Every line that includes the word "index" is to be listed.

========================================

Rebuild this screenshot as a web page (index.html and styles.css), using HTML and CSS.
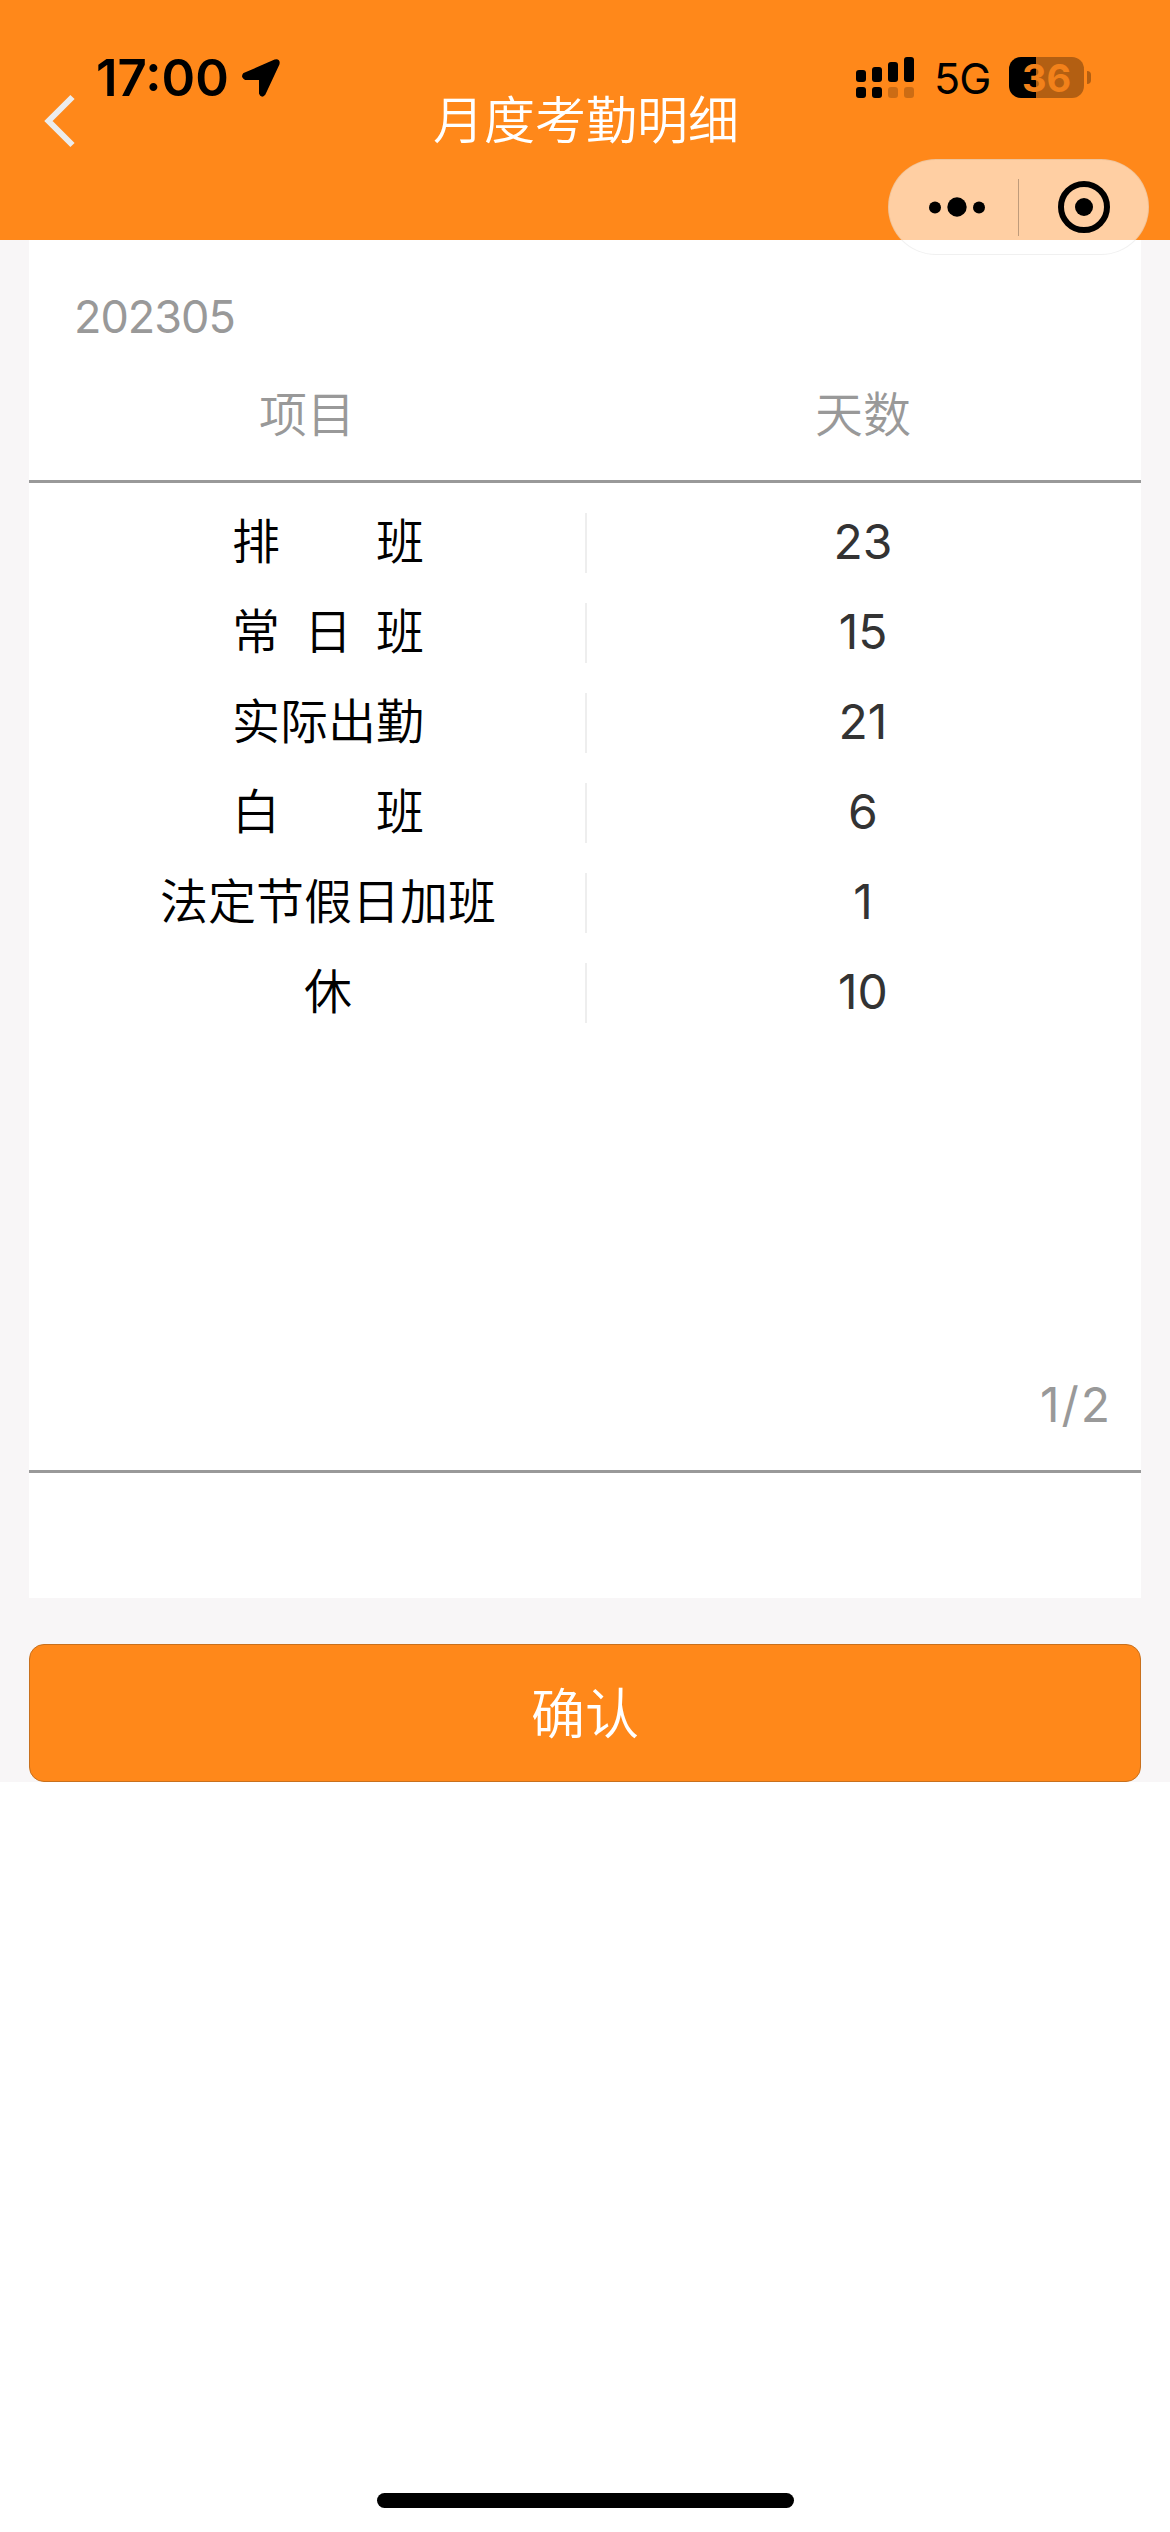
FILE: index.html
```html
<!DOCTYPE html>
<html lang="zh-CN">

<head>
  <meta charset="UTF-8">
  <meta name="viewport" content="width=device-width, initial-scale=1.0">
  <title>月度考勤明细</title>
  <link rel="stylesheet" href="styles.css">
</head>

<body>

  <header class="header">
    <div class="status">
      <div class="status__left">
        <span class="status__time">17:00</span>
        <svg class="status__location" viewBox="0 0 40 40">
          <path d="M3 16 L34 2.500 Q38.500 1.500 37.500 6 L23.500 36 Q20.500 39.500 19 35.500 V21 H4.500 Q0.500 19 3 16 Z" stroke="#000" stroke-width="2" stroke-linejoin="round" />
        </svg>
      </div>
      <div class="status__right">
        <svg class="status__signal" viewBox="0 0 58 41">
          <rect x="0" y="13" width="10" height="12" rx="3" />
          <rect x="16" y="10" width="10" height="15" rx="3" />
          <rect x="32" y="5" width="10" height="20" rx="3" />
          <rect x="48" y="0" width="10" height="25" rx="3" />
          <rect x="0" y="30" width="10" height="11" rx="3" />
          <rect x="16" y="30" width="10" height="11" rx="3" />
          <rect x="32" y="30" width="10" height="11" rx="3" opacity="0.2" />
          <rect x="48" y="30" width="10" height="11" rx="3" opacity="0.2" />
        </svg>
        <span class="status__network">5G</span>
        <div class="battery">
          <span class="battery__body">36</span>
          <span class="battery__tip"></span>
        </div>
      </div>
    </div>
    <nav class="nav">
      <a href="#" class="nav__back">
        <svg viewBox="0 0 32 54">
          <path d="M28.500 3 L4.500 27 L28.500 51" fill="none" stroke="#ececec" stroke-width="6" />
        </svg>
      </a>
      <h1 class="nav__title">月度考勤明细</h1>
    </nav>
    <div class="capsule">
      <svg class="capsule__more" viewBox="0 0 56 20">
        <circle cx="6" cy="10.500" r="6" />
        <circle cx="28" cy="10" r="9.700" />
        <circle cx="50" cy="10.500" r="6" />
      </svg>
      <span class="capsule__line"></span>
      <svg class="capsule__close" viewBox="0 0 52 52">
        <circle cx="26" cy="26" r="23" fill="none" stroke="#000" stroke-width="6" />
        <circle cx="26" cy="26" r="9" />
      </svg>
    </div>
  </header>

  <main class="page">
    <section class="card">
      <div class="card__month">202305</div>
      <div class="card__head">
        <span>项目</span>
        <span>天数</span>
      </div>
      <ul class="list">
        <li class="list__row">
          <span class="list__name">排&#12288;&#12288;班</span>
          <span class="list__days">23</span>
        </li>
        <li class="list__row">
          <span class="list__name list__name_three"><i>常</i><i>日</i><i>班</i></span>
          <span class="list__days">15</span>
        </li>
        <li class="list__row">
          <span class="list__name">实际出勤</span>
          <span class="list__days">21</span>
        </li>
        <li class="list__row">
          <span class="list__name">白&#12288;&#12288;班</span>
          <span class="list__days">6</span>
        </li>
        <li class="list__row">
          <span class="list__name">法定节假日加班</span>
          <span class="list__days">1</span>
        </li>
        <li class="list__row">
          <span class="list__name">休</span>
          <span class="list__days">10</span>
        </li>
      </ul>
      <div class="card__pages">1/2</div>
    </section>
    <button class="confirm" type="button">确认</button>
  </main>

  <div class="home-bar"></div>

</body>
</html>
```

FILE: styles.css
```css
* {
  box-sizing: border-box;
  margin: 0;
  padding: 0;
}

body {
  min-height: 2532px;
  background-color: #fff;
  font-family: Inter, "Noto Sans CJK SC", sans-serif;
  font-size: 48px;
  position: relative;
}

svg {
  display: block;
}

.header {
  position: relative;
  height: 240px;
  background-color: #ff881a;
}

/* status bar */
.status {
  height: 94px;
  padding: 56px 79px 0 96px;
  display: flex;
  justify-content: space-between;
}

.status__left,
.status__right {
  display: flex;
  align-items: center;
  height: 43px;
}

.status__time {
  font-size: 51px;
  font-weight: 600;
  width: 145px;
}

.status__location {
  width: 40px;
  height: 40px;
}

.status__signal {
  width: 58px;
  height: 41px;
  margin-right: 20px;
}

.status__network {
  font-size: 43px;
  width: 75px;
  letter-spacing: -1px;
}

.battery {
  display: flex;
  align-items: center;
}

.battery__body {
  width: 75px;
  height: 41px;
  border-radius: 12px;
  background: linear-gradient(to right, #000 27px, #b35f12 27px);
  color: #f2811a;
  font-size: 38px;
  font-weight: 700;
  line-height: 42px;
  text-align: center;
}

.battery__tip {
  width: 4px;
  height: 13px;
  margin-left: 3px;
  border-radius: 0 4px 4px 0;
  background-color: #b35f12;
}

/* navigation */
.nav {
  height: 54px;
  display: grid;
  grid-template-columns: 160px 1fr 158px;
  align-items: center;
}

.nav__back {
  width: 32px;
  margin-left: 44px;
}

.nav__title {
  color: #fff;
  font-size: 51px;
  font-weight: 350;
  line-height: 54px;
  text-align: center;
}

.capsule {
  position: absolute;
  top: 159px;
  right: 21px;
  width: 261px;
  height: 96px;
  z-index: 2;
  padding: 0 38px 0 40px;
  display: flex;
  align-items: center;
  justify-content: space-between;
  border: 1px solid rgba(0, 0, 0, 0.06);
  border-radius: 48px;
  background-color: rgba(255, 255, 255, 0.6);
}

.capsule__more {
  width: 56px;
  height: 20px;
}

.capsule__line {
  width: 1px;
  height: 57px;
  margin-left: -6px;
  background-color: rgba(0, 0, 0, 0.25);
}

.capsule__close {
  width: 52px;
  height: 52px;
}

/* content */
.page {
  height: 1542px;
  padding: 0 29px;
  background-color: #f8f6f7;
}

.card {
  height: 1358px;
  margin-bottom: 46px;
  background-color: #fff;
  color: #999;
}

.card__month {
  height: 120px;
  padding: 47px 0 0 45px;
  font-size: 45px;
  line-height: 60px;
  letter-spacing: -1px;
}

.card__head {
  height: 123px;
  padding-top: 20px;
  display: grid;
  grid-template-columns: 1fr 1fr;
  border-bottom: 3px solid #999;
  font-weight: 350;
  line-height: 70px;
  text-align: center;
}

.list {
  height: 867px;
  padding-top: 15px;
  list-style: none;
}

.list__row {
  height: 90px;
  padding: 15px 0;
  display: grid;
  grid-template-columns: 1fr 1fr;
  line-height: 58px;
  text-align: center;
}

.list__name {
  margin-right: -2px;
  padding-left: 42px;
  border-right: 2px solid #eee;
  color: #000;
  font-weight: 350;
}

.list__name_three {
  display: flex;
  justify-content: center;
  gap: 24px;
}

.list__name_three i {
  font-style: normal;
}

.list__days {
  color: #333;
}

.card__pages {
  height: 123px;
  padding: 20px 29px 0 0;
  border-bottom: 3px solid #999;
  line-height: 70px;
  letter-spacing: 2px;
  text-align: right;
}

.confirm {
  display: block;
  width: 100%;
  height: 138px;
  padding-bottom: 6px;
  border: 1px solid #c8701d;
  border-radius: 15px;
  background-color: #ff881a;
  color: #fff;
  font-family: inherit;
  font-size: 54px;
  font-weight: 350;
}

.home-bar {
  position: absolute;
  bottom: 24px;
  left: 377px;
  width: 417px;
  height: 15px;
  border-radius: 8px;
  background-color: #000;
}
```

========================================

■ **Finished answer**
Rebuild this screenshot as a web page (index.html and styles.css), using HTML and CSS.
FILE: index.html
  z-index: 2;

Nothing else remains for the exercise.